Multiple people,including Bart Gellman and Josh Marshall, are now arguing that the reason Ezra Cohen-Watnick and Michael Ellis found intercepts involving Trump’s people is that they were monitoring FBI’s investigation of the investigation.

I certainly think the Trump people would like to do that — and would be willing to stoop to that. I even believe that the response to the Russian hack last year had some counterintelligence problems, though probably not on the FBI side.

But there are some details that may limit how much the NSC can monitor the investigation.

First, Devin Nunes has always been very clear: the intercepts he was shown have nothing to do with Russia. That’s not, itself, determinative. After all, Cohen-Watnick and Ellis might have found a bunch of Russian intercepts, but only shared the non-Russian ones so Nunes could make a stink without being accused of endangering the investigation. Also, it’s possible that intercepts involving other countries — most notably Turkey, but there are other countries that might be even more interesting, including Ukraine or Syria — would impact any Russian investigation.

Also note that among the many things Nunes appears not to understand about surveillance is that there are two ways an American’s name can be visible outside the circle of analysts doing the initial review of them: their names can be put into finished intelligence reports that get circulated more broadly, with customers asking to have the name unmasked after the fact. Alternately, their names can be found off of subsequent searches of raw data. At the NSA and CIA, searches for US person content are somewhat controlled. At FBI they are not only not controlled, but they are routine even for criminal investigations. So if, say, General Flynn (or Paul Manafort) were under investigation for failing to register as a foreign agent, the FBI would routinely search their database of raw FISA material on his name. (These are the “back door searches” Ron Wyden has been screaming about for years, concerns which people like Devin Nunes have previously dismissed on national security grounds.) And we have every reason to believe that counterintelligence intercepts of Russians in the US are among the raw feeds that the FBI gets. So if Flynn had conversations with Russians (or Turks) in the US, we should assume that FBI saw them as a routine matter if Flynn became the subject of an investigation at all. We should also assume that the FBI did a search on every Sergey Kislyak intercept in their possession, so they will have read everything that got picked up, including all recorded calls with Trump aides.

On March 15, the House Intelligence Committee asked the NSA, CIA, and FBI for information on unmasking. I don’t believe that request asked about access to US person names on subsequent searches or raw material. Furthermore, at least as of last week, the FBI was not rushing to comply with that request. As I noted after the Jim Comey hearing before HPSCI, none of the Republicans concerned about these issues seemed to have any basic clue about FBI’s searches on raw data. If Nunes doesn’t know (and he appears not to), it’s unlikely Ellis knows, who was until this month Nunes’ aide.

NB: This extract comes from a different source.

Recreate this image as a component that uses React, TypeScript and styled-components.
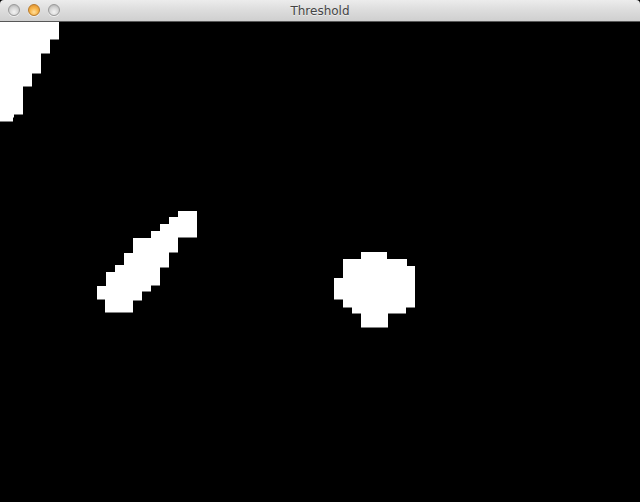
import React from 'react';
import styled, { createGlobalStyle } from 'styled-components';

const GlobalStyle = createGlobalStyle`
  html, body {
    margin: 0;
    padding: 0;
    background: #000;
  }
  body {
    font-family: "DejaVu Sans", "Liberation Sans", sans-serif;
  }
`;

const Window = styled.div`
  width: 640px;
  height: 502px;
  display: flex;
  flex-direction: column;
  overflow: hidden;
  background: #000;
`;

const TitleBar = styled.div`
  position: relative;
  height: 21px;
  flex-shrink: 0;
  display: flex;
  align-items: center;
  justify-content: center;
  background: linear-gradient(to bottom, #ececec 0%, #dcdcdc 50%, #cfcfcf 100%);
  border-bottom: 1px solid #585858;
  border-radius: 4px 4px 0 0;
`;

const Lights = styled.div`
  position: absolute;
  left: 8px;
  top: 4px;
  display: flex;
  gap: 8px;
`;

const Light = styled.span<{ $active?: boolean }>`
  width: 12px;
  height: 12px;
  border-radius: 50%;
  box-sizing: border-box;
  border: 1px solid ${p => (p.$active ? '#b87a2a' : '#9a9a9a')};
  background: ${p =>
    p.$active
      ? 'radial-gradient(circle at 50% 70%, #ffe0a0 0%, #f8b64c 45%, #d8882a 100%)'
      : 'radial-gradient(circle at 50% 70%, #f4f4f4 0%, #d6d6d6 50%, #a9a9a9 100%)'};
  box-shadow: 0 1px 0 rgba(255, 255, 255, 0.6);
`;

const Title = styled.span`
  font-size: 12px;
  color: #454545;
  text-shadow: 0 1px 0 rgba(255, 255, 255, 0.6);
  margin-top: 1px;
`;

const Canvas = styled.div`
  flex: 1;
  background: #000;
  position: relative;
`;

const Drawing = styled.svg`
  display: block;
`;

type Row = [number, number, number, number]; // y1, y2, x1, x2 in page coords

const cornerBlob: Row[] = [
  [22, 39, 0, 59],
  [39, 53, 0, 50],
  [53, 73, 0, 41],
  [73, 86, 0, 32],
  [86, 114, 0, 23],
  [114, 117, 0, 14],
  [117, 121, 0, 13],
];

const stickBlob: Row[] = [
  [211, 217, 178, 197],
  [217, 224, 169, 197],
  [224, 231, 160, 197],
  [231, 237, 151, 197],
  [237, 238, 151, 178],
  [238, 252, 133, 178],
  [252, 253, 133, 169],
  [253, 265, 124, 169],
  [265, 267, 115, 169],
  [267, 272, 115, 160],
  [272, 285, 106, 160],
  [285, 286, 106, 151],
  [286, 291, 97, 151],
  [291, 299, 97, 142],
  [299, 300, 105, 142],
  [300, 312, 105, 133],
];

const roundBlob: Row[] = [
  [252, 259, 361, 387],
  [259, 266, 343, 407],
  [266, 278, 343, 415],
  [278, 299, 334, 415],
  [299, 307, 343, 415],
  [307, 313, 352, 406],
  [313, 327, 361, 388],
];

const Blob = ({ rows }: { rows: Row[] }) => (
  <>
    {rows.map(([y1, y2, x1, x2], i) => (
      <rect key={i} x={x1} y={y1} width={x2 - x1} height={y2 - y1 + 0.5} fill="#fff" />
    ))}
  </>
);

const App: React.FC = () => {
  return (
    <>
      <GlobalStyle />
      <Window>
        <TitleBar>
          <Lights>
            <Light />
            <Light $active />
            <Light />
          </Lights>
          <Title>Threshold</Title>
        </TitleBar>
        <Canvas>
          <Drawing width="640" height="480" viewBox="0 22 640 480">
            <Blob rows={cornerBlob} />
            <Blob rows={stickBlob} />
            <Blob rows={roundBlob} />
          </Drawing>
        </Canvas>
      </Window>
    </>
  );
};

export default App;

But there’s one other thing that may prevent NSC from obtaining information about the investigation: FBI sometimes uses what are called “ad hoc databases” that include raw FISA data (and probably, post EO 12333 sharing rule changes, raw EO 12333 data) tied to particular investigations. It’s unclear what conditions might necessitate the use of an ad hoc database (see page 25ff for a discussion of them), but if security concerns would encourage their use, it would be likely to have one here, an investigation which Comey described as being so sensitive he delayed briefing the Gang of Four. Ad hoc databases are restricted to those working on investigations, and include specific records of those authorized to access the database. So if FBI were using an ad hoc database for this investigation, it would be even harder for the NSC to learn what they were looking at.

If the FBI’s investigation relies on raw intelligence — and it would be unfathomable that it does not, because it would probably receive the raw FISA data tied to such an investigation routinely, and EO 12333 sharing rules specifically envision the sharing of raw data associated with counterintelligence investigations — then the NSC’s access to finished intelligence reports would provide little insight into the investigation (Nunes was a bit unclear on whether that’s what he was looking at, but the entire premise of his complaints is that these were finished reports).

But while we’re worrying about whether and how Trump would monitor an investigation into his aides, remember that in 2002, Jay Bybee wrote a memo authorizing the sharing of grand jury information with the President and his close advisors including for counterintelligence investigations.

In addition, the Patriot Act recently amended 6(e) and Title III specifically to provide that matters involving foreign intelligence or counterintelligence or foreign intelligence information may be disclosed by any attorney for the government (and in the case of Title III, also by an investigative or law enforcement officer) to certain federal officials in order to assist those officials in carrying out their duties. Federal officials who are included within these provisions may include, for example, the President, attorneys within the White House Counsel’s Office, the President’s Chief of Staff, the National Security Advisor, and officials within the Central Intelligence Agency and the Department of Defense.

[snip]

Although the new provision in Rule 6(e) permitting disclosure also requires that any disclosures be reported to the district court responsible for supervising the grand jury, we conclude that disclosures made to the President fall outside the scope of the reporting requirement contained in that amendment, as do related subsequent disclosures made to other officials on the President’s behalf.

In other words, Trump could demand that he — or his National Security Advisor! — get information on any grand jury investigations, including those covering counterintelligence cases. And no judge would be given notice of that.

With Jeff Sessions’ recusal, that’s far less likely to happen than it might have been. But understand that the Executive Branch believes that the President can learn about the happenings in grand jury investigations of the sort that might target his aides.

Update: additional details have been added to this post after it was first posted.